People using this park can then walk their dogs, walk themselves and enjoy the fact that no one will yell at them. People will be responsible for picking up after the dogs. This park would allow dogs that need extra exercise to get it in a running mode. These are the sporting dog groups and also terriers. A tired dog is a happy and more settled dog.
It would be really nice if the City would dedicate some of their Open Space for this. This would be perfect as there would be very little upkeep to the land. Maybe with people using this land could also erradicate some of the invasive weeds that the City wants taken out.
Anyone who is interested in persuing this idea of a dog park please email me at email@example.com.

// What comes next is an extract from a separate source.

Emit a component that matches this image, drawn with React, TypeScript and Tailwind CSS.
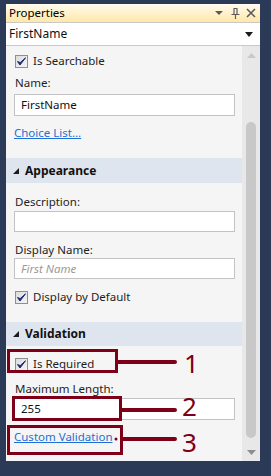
import React from "react";

const font = { fontFamily: '"Noto Sans", "Open Sans", sans-serif' };

const Check = () => (
  <span className="w-[13px] h-[13px] border border-[#8e8f8f] bg-gradient-to-br from-[#dcdcdc] to-[#f4f4f4] flex items-center justify-center shrink-0">
    <svg width="9" height="9" viewBox="0 0 9 9">
      <path d="M0.5 4.5 L3 8 L8.5 0.8 L3.2 5.6 Z" fill="#1e2d6e" stroke="#1e2d6e" strokeWidth="1" strokeLinejoin="round" />
    </svg>
  </span>
);

const Band = ({ label, cls }: { label: string; cls: string }) => (
  <div className={`bg-[#dfe5ee] flex items-center pl-[7px] gap-[6px] ${cls}`}>
    <svg width="6" height="6" viewBox="0 0 6 6">
      <path d="M6 0 L6 6 L0 6 Z" fill="#1b1b1b" />
    </svg>
    <span className="font-bold text-[12px] text-[#111]">{label}</span>
  </div>
);

const Field = ({ value, cls, placeholder }: { value?: string; cls: string; placeholder?: string }) => (
  <div className={`ml-[8px] w-[221px] bg-white border border-[#c3c3c3] flex items-center pl-[6px] text-[11.5px] ${cls}`}>
    {value ? (
      <span className="text-[#111]">{value}</span>
    ) : (
      <span className="italic text-[#9a9a9a]">{placeholder}</span>
    )}
  </div>
);

const Label = ({ text, cls }: { text: string; cls: string }) => (
  <div className={`pl-[9px] h-[14px] flex items-center text-[11.5px] text-[#1e1e1e] ${cls}`}>{text}</div>
);

const CheckRow = ({ text, cls }: { text: string; cls: string }) => (
  <div className={`pl-[9px] flex items-center gap-[5px] text-[11.5px] text-[#1e1e1e] ${cls}`}>
    <Check />
    <span>{text}</span>
  </div>
);

const Link = ({ text, cls }: { text: string; cls: string }) => (
  <div className={`pl-[8px] flex items-center text-[11.5px] text-[#1e6fd6] underline ${cls}`}>{text}</div>
);

const red = "#7e0018";

export default function App() {
  return (
    <div
      className="w-[271px] h-[476px] bg-[#2a3a57] pt-[4px] pl-[6px] relative overflow-hidden"
      style={font}
    >
      <div className="w-[254px] h-[457px] flex flex-col bg-[#f5f5f5]">
        {/* title bar */}
        <div className="h-[18px] bg-gradient-to-b from-[#fffbef] to-[#ffe8a6] flex items-center pl-[3px] pr-[4px]">
          <span className="text-[11.5px] text-black flex-1">Properties</span>
          <svg width="8" height="5" viewBox="0 0 8 5" className="mr-[8px]">
            <path d="M0 0 L8 0 L4 4 Z" fill="#5b5b5b" />
          </svg>
          <svg width="9" height="11" viewBox="0 0 9 11" className="mr-[6px]">
            <path d="M2.5 0.5 H6.5 M3 0.5 V6.5 M6 0.5 V6.5 M0.5 6.5 H8.5 M4.5 6.5 V11" stroke="#5b5b5b" strokeWidth="1.2" fill="none" />
          </svg>
          <svg width="10" height="10" viewBox="0 0 10 10">
            <path d="M1 1 L9 9 M9 1 L1 9" stroke="#5b5b5b" strokeWidth="1.6" />
          </svg>
        </div>
        {/* combo */}
        <div className="h-[24px] bg-white border-t border-b border-[#c9c9c9] flex items-center pl-[3px] pr-[7px]">
          <span className="text-[12px] text-[#111] flex-1">FirstName</span>
          <svg width="8" height="5" viewBox="0 0 8 5">
            <path d="M0 0 L8 0 L4 5 Z" fill="#1b1b1b" />
          </svg>
        </div>
        {/* body */}
        <div className="flex-1 flex relative">
          <div className="w-[236px] flex flex-col">
            <CheckRow text="Is Searchable" cls="h-[30px]" />
            <Label text="Name:" cls="" />
            <Field value="FirstName" cls="mt-[4px] h-[22px]" />
            <Link text="Choice List..." cls="mt-[8px] h-[18px]" />
            <Band label="Appearance" cls="mt-[16px] h-[25px]" />
            <Label text="Description:" cls="mt-[12px]" />
            <Field cls="mt-[2px] h-[21px]" />
            <Label text="Display Name:" cls="mt-[11px]" />
            <Field placeholder="First Name" cls="mt-[1px] h-[21px]" />
            <CheckRow text="Display by Default" cls="mt-[9px] h-[18px]" />
            <Band label="Validation" cls="mt-[16px] h-[24px]" />
            <CheckRow text="Is Required" cls="mt-[9px] h-[18px]" />
            <Label text="Maximum Length:" cls="mt-[9px]" />
            <Field value="255" cls="mt-[2px] h-[22px]" />
            <Link text="Custom Validation" cls="mt-[8px] h-[18px]" />
          </div>
          {/* scrollbar */}
          <div className="w-[18px] bg-[#e8e8e8] flex flex-col items-center pt-[7px] pb-[6px]">
            <svg width="9" height="5" viewBox="0 0 9 5">
              <path d="M0 5 L9 5 L4.5 0 Z" fill="#c9c9c9" />
            </svg>
            <div className="mt-[64px] w-[10px] h-[316px] rounded-[5px] bg-[#c8c8c8]" />
            <div className="flex-1" />
            <svg width="9" height="5" viewBox="0 0 9 5">
              <path d="M0 0 L9 0 L4.5 5 Z" fill="#8e8e8e" />
            </svg>
          </div>
        </div>
      </div>

      {/* annotations */}
      <div className="absolute left-[7px] top-[349px] w-[111px] h-[24px] border-[3px] border-[#7e0018]" />
      <div className="absolute left-[12px] top-[396px] w-[110px] h-[25px] border-[3px] border-[#7e0018]" />
      <div className="absolute left-[7px] top-[425px] w-[116px] h-[30px] border-[3px] border-[#7e0018]" />
      <svg className="absolute left-0 top-0" width="271" height="476" viewBox="0 0 271 476">
        <path d="M117 362 H175 M121 410 H175 M122 439 H175" stroke={red} strokeWidth="4" strokeLinecap="round" />
        <circle cx="116" cy="439" r="1.5" fill={red} />
      </svg>
      <div className="absolute left-[184px] top-[348px] text-[26px] leading-[30px] text-[#7e0018]">1</div>
      <div className="absolute left-[182px] top-[391px] text-[26px] leading-[30px] text-[#7e0018]">2</div>
      <div className="absolute left-[182px] top-[427px] text-[26px] leading-[30px] text-[#7e0018]">3</div>
    </div>
  );
}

Posted by Resident, a resident of Another Palo Alto neighborhood, on Sep 7, 2007 at 1:10 pm
I feel that Ann may be on to something. And, while we are at it, there should be an annual charge for both a dog and cat licence. I am not advocating a huge fee, but something in line with the size of the dog could be appropriate.
Ann, a great sounding idea. I think though that a charge for using this type of park would be in order. Once again, a small charge each time you used the park something similar to the cost of parking at Caltrain, would be worth paying for the use of the facilities.
I know many pet owners are elderly and these charges may be difficult for them, but it would seem that if the city provided certain facilities to accommodate dog owners, then the charge to the dog owners sounds reasonable. I know that owning a dog causes various expenses, and the cost of licences and use of a really good dog park would just make these expenses higher, but if someone really considers their dog worth having, these charges would be par for the course.